Spending more quality time together meant seeing who you are when nobody is looking, which can be a good or bad thing. In this case, the first petty annoyance surfaced, leading to their first fight, which exploded, revealing a gazillion minor annoyances. One obvious issue: Ricky’s preconceived expectations of who Lucy is. Here’s my take. Since college, Ricky carried a torch for Lucy and created a lifetime fantasy world starring Ricky and Lucy. That sounds so utterly romantic except for the fact that Ricky is expecting the real-life Lucy to fit into his fantasy character, which is as different a person as the real-life Lucy.

I am no stranger to having a fantasy lover, as I had one throughout my teen years. Eddie Young, oh, how I adored him, my first major school crush. “And where he goes, I’ll follow! I’ll follow! I’ll follow! I will follow him.
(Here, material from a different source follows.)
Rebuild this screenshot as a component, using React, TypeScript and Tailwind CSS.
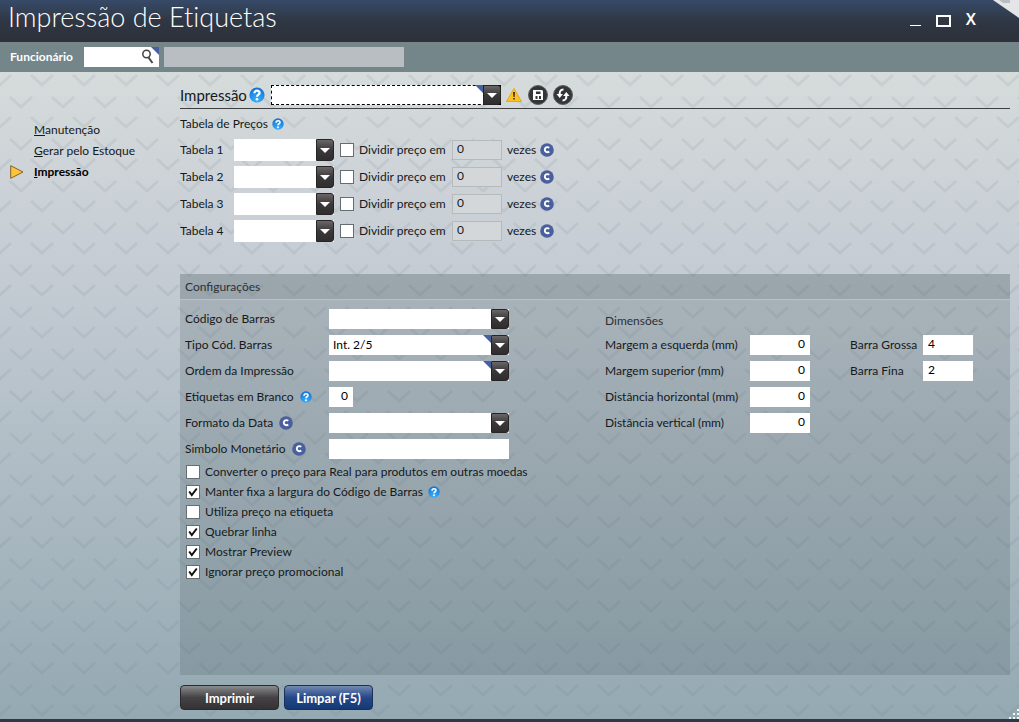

Follow him wherever he may go,” so the song goes, and I lived it, well, not really, but I would’ve if I could’ve. He was a senior, and I was a freshman at Marina Junior High. Two years kept us apart like Romeo and Juliet. It was a classic YA story with my eyes falling for Eddie on the first bus ride to junior high. We lived on the same block. He, up the West side, and I lived down the East. Day-after-day, I watched at my window for his coming and going hoping to see him again. We were both shy, meaning when I caught sight of him, I hid. A lot of good that does for meeting up, doesn’t it? And that’s when I moved us into my fantasy world, where, since I knew nothing about him, I created everything I thought Eddie would be. 

Eddie and I were at Marina for one year before he graduated and transitioned to Galileo High School. It felt like a lifetime before I would graduate and join him, but fate bused me to Mission High instead when it was my turn. I was madly in love with Eddie for five years despite the hopelessness of seeing him again. Then, one day after school on the N Judah streetcar, Eddie hopped on at Market and Van Ness. I gasped and stopped breathing when I saw that tall, gorgeous guy with thick wavy black hair from my dreams. I hadn’t seen him in two years, and I knew I had to summon the courage to approach him now or never. Since my girlfriends were riding with me, I asked Eddie to get off at the next stop, which he did, and we stood at the bus stop and talked.  

This moment was the first time I heard his voice and learned a bit about the real Eddie, and wow, what a flabbergasting experience. Except for his appearance, the Eddie standing before me was a total stranger who did not fit my make-believe Eddie, the one I worshiped for five years in my fantasy world. Five years of believing certain truths made it difficult to accept any other reality. Eddie was my metal in my fantasy world, and I was steel. It was a sure thing, but meeting the real him, my fantasy lover burst and faded into the fog that day.

And there you have it, my fantasy lover experience. I was young and naive with nothing to compare my truths with, but now in hindsight, I am older and wiser (all these clichés, but they are what they are), and if I had it all over to do, I wouldn’t have let my make-believe truths prevent me from getting to know the real-life Eddie. Who knows, I might have fallen in love with the real him, too, had I given him a chance. 

I can’t do anything about my past, but I can share my truths with others going through a similar experience. I see a lot of similarities in the Ricky and Lucy story, and it saddens me to think that Ricky might lose his dream love because he doesn’t realize that his expectations for Lucy to be the person he created are unrealistic. If my hypothesis is correct, I hope Ricky will recognize that he, like me, has a fantasy lover, who he has unfairly expected to fulfill the character he preconceived her to be. 

For Ricky and me and anybody else like us, we need to leave our make-believe worlds in the fantasy zone and allow all our relationships in real life to play out naturally without prejudiced expectations. Let each surprise us with their uniqueness, which we may or may not like, but they are who they are. The neat part is we can learn to compromise. Lucy said she felt like she couldn’t be herself around Ricky, which is a devastating realization. I’m a firm believer that we should be comfortable around our significant other, especially at home.

There is something quite endearing about loving someone so much that they’d create a make-believe world with them in it. It’s also sad because nothing is better than the real thing. Thus, it’s not every day someone gets an opportunity to live out their fantasy with their fantasy lover as Ricky does. For that reason, I sure hope he does it right and does not blow it. If he does, all he would ever have is Lucy as his fantasy lover.